--- begin ---

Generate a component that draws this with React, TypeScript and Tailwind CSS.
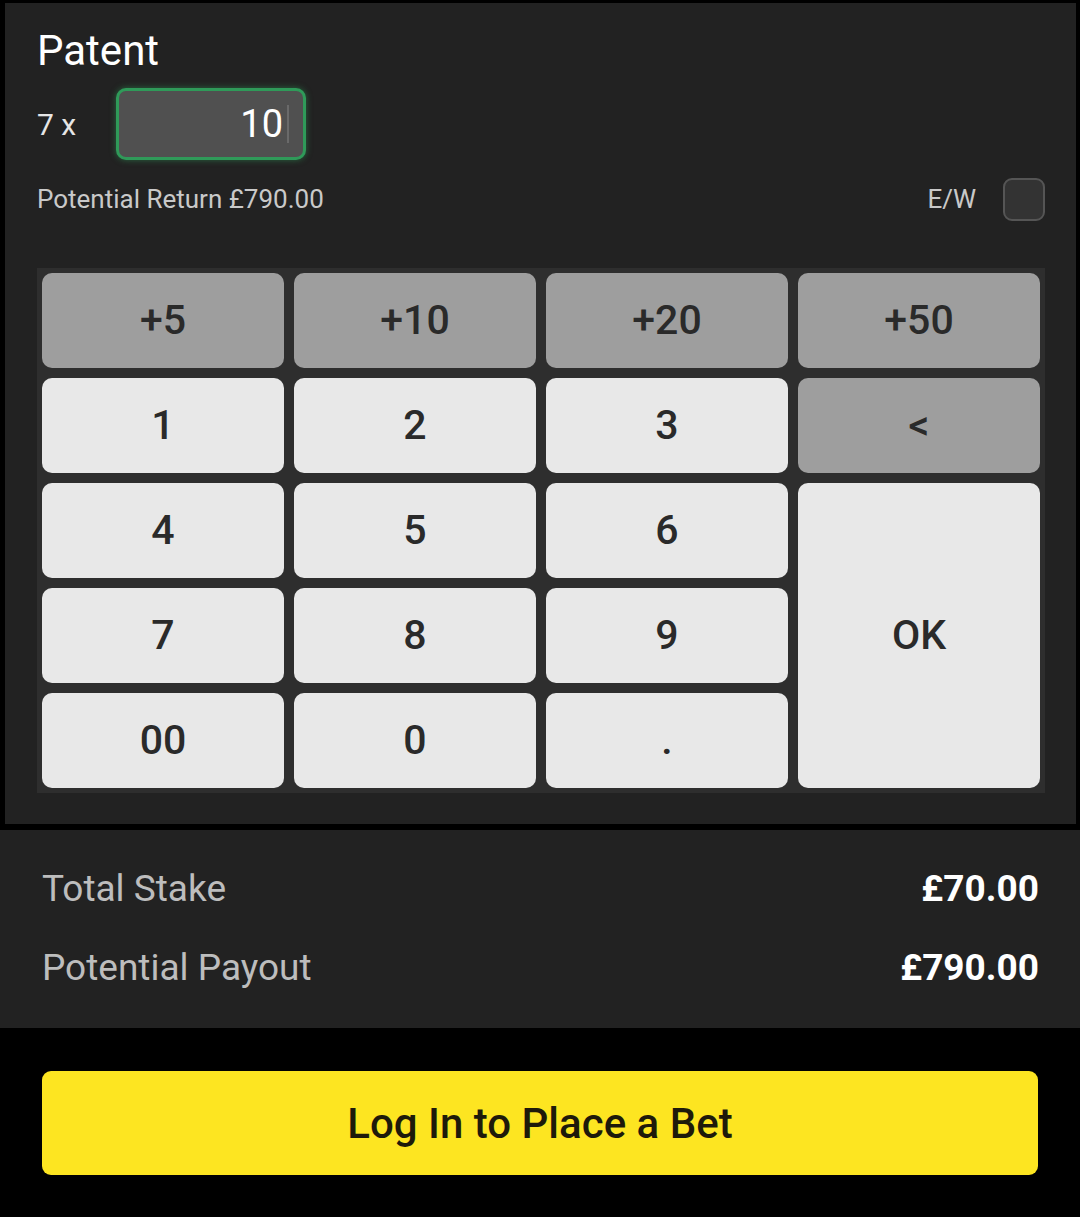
import { useState } from "react"

// bet slip: patent stake entry with a numeric keypad
const quickKeys = ["+5", "+10", "+20", "+50"]

function Key({ label, tone = "light", className = "" }: { label: string; tone?: "light" | "dark"; className?: string }) {
  const bg = tone === "dark" ? "bg-[#9e9e9e]" : "bg-[#e8e8e8]"
  return (
    <button
      className={`${bg} ${className} rounded-[10px] flex items-center justify-center text-[41px] font-medium text-[#2a2a2a]`}
    >
      {label}
    </button>
  )
}

export default function App() {
  const [stake] = useState("10")
  const lines = 7

  return (
    <div className="w-[1080px] h-[1217px] bg-black font-['Roboto',sans-serif] flex flex-col">
      {/* stake panel */}
      <div className="mt-[3px] ml-[5px] mr-[4px] h-[821px] bg-[#222222] pl-[32px] pr-[31px] pt-[24px]">
        <h1 className="text-[42px] leading-[48px] text-white">Patent</h1>

        <div className="mt-[13px] flex items-center">
          <span className="text-[30px] text-[#e6e6e6] w-[79px]">{lines} x</span>
          <div className="w-[190px] h-[72px] rounded-[10px] border-[3px] border-[#2f9a59] shadow-[0_0_6px_rgba(46,160,90,0.55)] bg-[#505050] flex items-center justify-end pr-[14px]">
            <span className="text-[38px] text-white">{stake}</span>
            <span className="ml-[4px] w-[2px] h-[38px] bg-[#6a6a6a]" />
          </div>
        </div>

        <div className="mt-[18px] h-[43px] flex items-center justify-between">
          <span className="text-[26px] text-[#c9c9c9]">Potential Return £790.00</span>
          <div className="flex items-center gap-[27px]">
            <span className="text-[26px] text-[#c9c9c9]">E/W</span>
            <div className="w-[42px] h-[43px] rounded-[9px] border-2 border-[#555555] bg-[#333333]" />
          </div>
        </div>

        {/* keypad */}
        <div className="mt-[47px] bg-[#2e2e2e] p-[5px] grid grid-cols-4 grid-rows-5 gap-[10px] h-[525px]">
          {quickKeys.map((k) => (
            <Key key={k} label={k} tone="dark" />
          ))}
          <Key label="1" />
          <Key label="2" />
          <Key label="3" />
          <Key label="<" tone="dark" />
          <Key label="4" />
          <Key label="5" />
          <Key label="6" />
          <Key label="OK" className="row-span-3" />
          <Key label="7" />
          <Key label="8" />
          <Key label="9" />
          <Key label="00" />
          <Key label="0" />
          <Key label="." />
        </div>
      </div>

      {/* totals */}
      <div className="mt-[6px] h-[198px] bg-[#222222] pl-[42px] pr-[41px] pt-[39px] flex flex-col gap-[39px]">
        <div className="flex items-center justify-between h-[40px]">
          <span className="text-[37px] text-[#bdbdbd]">Total Stake</span>
          <span className="text-[37px] font-bold text-white">£70.00</span>
        </div>
        <div className="flex items-center justify-between h-[40px]">
          <span className="text-[37px] text-[#bdbdbd]">Potential Payout</span>
          <span className="text-[37px] font-bold text-white">£790.00</span>
        </div>
      </div>

      <div className="px-[42px] pt-[43px]">
        <button className="w-full h-[104px] rounded-[9px] bg-[#fde521] text-[42px] font-medium text-[#1e1a0a]">
          Log In to Place a Bet
        </button>
      </div>
    </div>
  )
}
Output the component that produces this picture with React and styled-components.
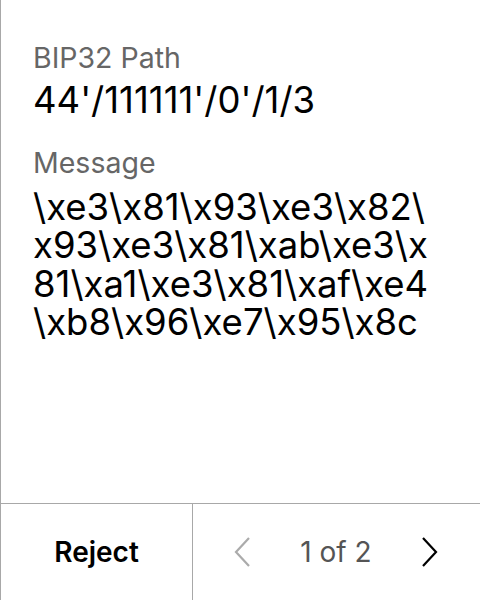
import React from 'react'
import styled, { createGlobalStyle } from 'styled-components'

const GlobalStyle = createGlobalStyle`
  html, body {
    margin: 0;
    padding: 0;
    background: #fff;
  }
  body {
    font-family: Inter, "Noto Sans", sans-serif;
    color: #000;
  }
`

const Screen = styled.div`
  width: 480px;
  height: 600px;
  box-sizing: border-box;
  border-left: 1px solid #a8a8a8;
  display: flex;
  flex-direction: column;
`

const Content = styled.div`
  flex: 1;
  padding: 41px 0 0 32px;
  display: flex;
  flex-direction: column;
`

const Field = styled.div`
  display: flex;
  flex-direction: column;
  gap: ${p => p.$gap || 6}px;
  margin-bottom: 26px;
`

const Label = styled.div`
  font-size: 28.5px;
  line-height: 34px;
  color: #666;
`

// the device wraps long values at any character
const Value = styled.div`
  width: 407px;
  font-size: 36.5px;
  line-height: 38.5px;
  color: #000;
  word-break: break-all;
  line-break: anywhere;
`

const Footer = styled.div`
  height: 96px;
  border-top: 1px solid #a8a8a8;
  display: flex;
`

const RejectButton = styled.button`
  width: 192px;
  border: none;
  border-right: 1px solid #a8a8a8;
  background: none;
  font-family: inherit;
  font-size: 28px;
  font-weight: 600;
  color: #000;
  padding: 0;
`

const Pager = styled.div`
  flex: 1;
  display: flex;
  align-items: center;
  justify-content: space-between;
  padding: 0 40px 0 39px;
`

const NavButton = styled.button`
  border: none;
  background: none;
  padding: 0;
  display: flex;
  color: ${p => (p.disabled ? '#ababab' : '#000')};
`

const PageText = styled.span`
  font-size: 28px;
  color: #555;
`

const Chevron = ({ left }) => (
  <svg width="20" height="32" viewBox="0 0 20 32" fill="none">
    <path
      d={left ? 'M17 2 L4 16 L17 30' : 'M3 2 L16 16 L3 30'}
      stroke="currentColor"
      strokeWidth="2.2"
    />
  </svg>
)

export default function App() {
  return (
    <>
      <GlobalStyle />
      <Screen>
        <Content>
          <Field>
            <Label>BIP32 Path</Label>
            <Value>44'/111111'/0'/1/3</Value>
          </Field>
          <Field $gap={8}>
            <Label>Message</Label>
            <Value>\xe3\x81\x93\xe3\x82\x93\xe3\x81\xab\xe3\x81\xa1\xe3\x81\xaf\xe4\xb8\x96\xe7\x95\x8c</Value>
          </Field>
        </Content>
        <Footer>
          <RejectButton>Reject</RejectButton>
          <Pager>
            <NavButton disabled>
              <Chevron left />
            </NavButton>
            <PageText>1 of 2</PageText>
            <NavButton>
              <Chevron />
            </NavButton>
          </Pager>
        </Footer>
      </Screen>
    </>
  )
}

--- end ---

• Short exercise: Images must not appear in the copy; reproduce everything else in the records verbatim.

• Result of this exercise:
Generate a component that draws this with React, TypeScript and Tailwind CSS.
import { useState } from "react"

// bet slip: patent stake entry with a numeric keypad
const quickKeys = ["+5", "+10", "+20", "+50"]

function Key({ label, tone = "light", className = "" }: { label: string; tone?: "light" | "dark"; className?: string }) {
  const bg = tone === "dark" ? "bg-[#9e9e9e]" : "bg-[#e8e8e8]"
  return (
    <button
      className={`${bg} ${className} rounded-[10px] flex items-center justify-center text-[41px] font-medium text-[#2a2a2a]`}
    >
      {label}
    </button>
  )
}

export default function App() {
  const [stake] = useState("10")
  const lines = 7

  return (
    <div className="w-[1080px] h-[1217px] bg-black font-['Roboto',sans-serif] flex flex-col">
      {/* stake panel */}
      <div className="mt-[3px] ml-[5px] mr-[4px] h-[821px] bg-[#222222] pl-[32px] pr-[31px] pt-[24px]">
        <h1 className="text-[42px] leading-[48px] text-white">Patent</h1>

        <div className="mt-[13px] flex items-center">
          <span className="text-[30px] text-[#e6e6e6] w-[79px]">{lines} x</span>
          <div className="w-[190px] h-[72px] rounded-[10px] border-[3px] border-[#2f9a59] shadow-[0_0_6px_rgba(46,160,90,0.55)] bg-[#505050] flex items-center justify-end pr-[14px]">
            <span className="text-[38px] text-white">{stake}</span>
            <span className="ml-[4px] w-[2px] h-[38px] bg-[#6a6a6a]" />
          </div>
        </div>

        <div className="mt-[18px] h-[43px] flex items-center justify-between">
          <span className="text-[26px] text-[#c9c9c9]">Potential Return £790.00</span>
          <div className="flex items-center gap-[27px]">
            <span className="text-[26px] text-[#c9c9c9]">E/W</span>
            <div className="w-[42px] h-[43px] rounded-[9px] border-2 border-[#555555] bg-[#333333]" />
          </div>
        </div>

        {/* keypad */}
        <div className="mt-[47px] bg-[#2e2e2e] p-[5px] grid grid-cols-4 grid-rows-5 gap-[10px] h-[525px]">
          {quickKeys.map((k) => (
            <Key key={k} label={k} tone="dark" />
          ))}
          <Key label="1" />
          <Key label="2" />
          <Key label="3" />
          <Key label="<" tone="dark" />
          <Key label="4" />
          <Key label="5" />
          <Key label="6" />
          <Key label="OK" className="row-span-3" />
          <Key label="7" />
          <Key label="8" />
          <Key label="9" />
          <Key label="00" />
          <Key label="0" />
          <Key label="." />
        </div>
      </div>

      {/* totals */}
      <div className="mt-[6px] h-[198px] bg-[#222222] pl-[42px] pr-[41px] pt-[39px] flex flex-col gap-[39px]">
        <div className="flex items-center justify-between h-[40px]">
          <span className="text-[37px] text-[#bdbdbd]">Total Stake</span>
          <span className="text-[37px] font-bold text-white">£70.00</span>
        </div>
        <div className="flex items-center justify-between h-[40px]">
          <span className="text-[37px] text-[#bdbdbd]">Potential Payout</span>
          <span className="text-[37px] font-bold text-white">£790.00</span>
        </div>
      </div>

      <div className="px-[42px] pt-[43px]">
        <button className="w-full h-[104px] rounded-[9px] bg-[#fde521] text-[42px] font-medium text-[#1e1a0a]">
          Log In to Place a Bet
        </button>
      </div>
    </div>
  )
}
Output the component that produces this picture with React and styled-components.
import React from 'react'
import styled, { createGlobalStyle } from 'styled-components'

const GlobalStyle = createGlobalStyle`
  html, body {
    margin: 0;
    padding: 0;
    background: #fff;
  }
  body {
    font-family: Inter, "Noto Sans", sans-serif;
    color: #000;
  }
`

const Screen = styled.div`
  width: 480px;
  height: 600px;
  box-sizing: border-box;
  border-left: 1px solid #a8a8a8;
  display: flex;
  flex-direction: column;
`

const Content = styled.div`
  flex: 1;
  padding: 41px 0 0 32px;
  display: flex;
  flex-direction: column;
`

const Field = styled.div`
  display: flex;
  flex-direction: column;
  gap: ${p => p.$gap || 6}px;
  margin-bottom: 26px;
`

const Label = styled.div`
  font-size: 28.5px;
  line-height: 34px;
  color: #666;
`

// the device wraps long values at any character
const Value = styled.div`
  width: 407px;
  font-size: 36.5px;
  line-height: 38.5px;
  color: #000;
  word-break: break-all;
  line-break: anywhere;
`

const Footer = styled.div`
  height: 96px;
  border-top: 1px solid #a8a8a8;
  display: flex;
`

const RejectButton = styled.button`
  width: 192px;
  border: none;
  border-right: 1px solid #a8a8a8;
  background: none;
  font-family: inherit;
  font-size: 28px;
  font-weight: 600;
  color: #000;
  padding: 0;
`

const Pager = styled.div`
  flex: 1;
  display: flex;
  align-items: center;
  justify-content: space-between;
  padding: 0 40px 0 39px;
`

const NavButton = styled.button`
  border: none;
  background: none;
  padding: 0;
  display: flex;
  color: ${p => (p.disabled ? '#ababab' : '#000')};
`

const PageText = styled.span`
  font-size: 28px;
  color: #555;
`

const Chevron = ({ left }) => (
  <svg width="20" height="32" viewBox="0 0 20 32" fill="none">
    <path
      d={left ? 'M17 2 L4 16 L17 30' : 'M3 2 L16 16 L3 30'}
      stroke="currentColor"
      strokeWidth="2.2"
    />
  </svg>
)

export default function App() {
  return (
    <>
      <GlobalStyle />
      <Screen>
        <Content>
          <Field>
            <Label>BIP32 Path</Label>
            <Value>44'/111111'/0'/1/3</Value>
          </Field>
          <Field $gap={8}>
            <Label>Message</Label>
            <Value>\xe3\x81\x93\xe3\x82\x93\xe3\x81\xab\xe3\x81\xa1\xe3\x81\xaf\xe4\xb8\x96\xe7\x95\x8c</Value>
          </Field>
        </Content>
        <Footer>
          <RejectButton>Reject</RejectButton>
          <Pager>
            <NavButton disabled>
              <Chevron left />
            </NavButton>
            <PageText>1 of 2</PageText>
            <NavButton>
              <Chevron />
            </NavButton>
          </Pager>
        </Footer>
      </Screen>
    </>
  )
}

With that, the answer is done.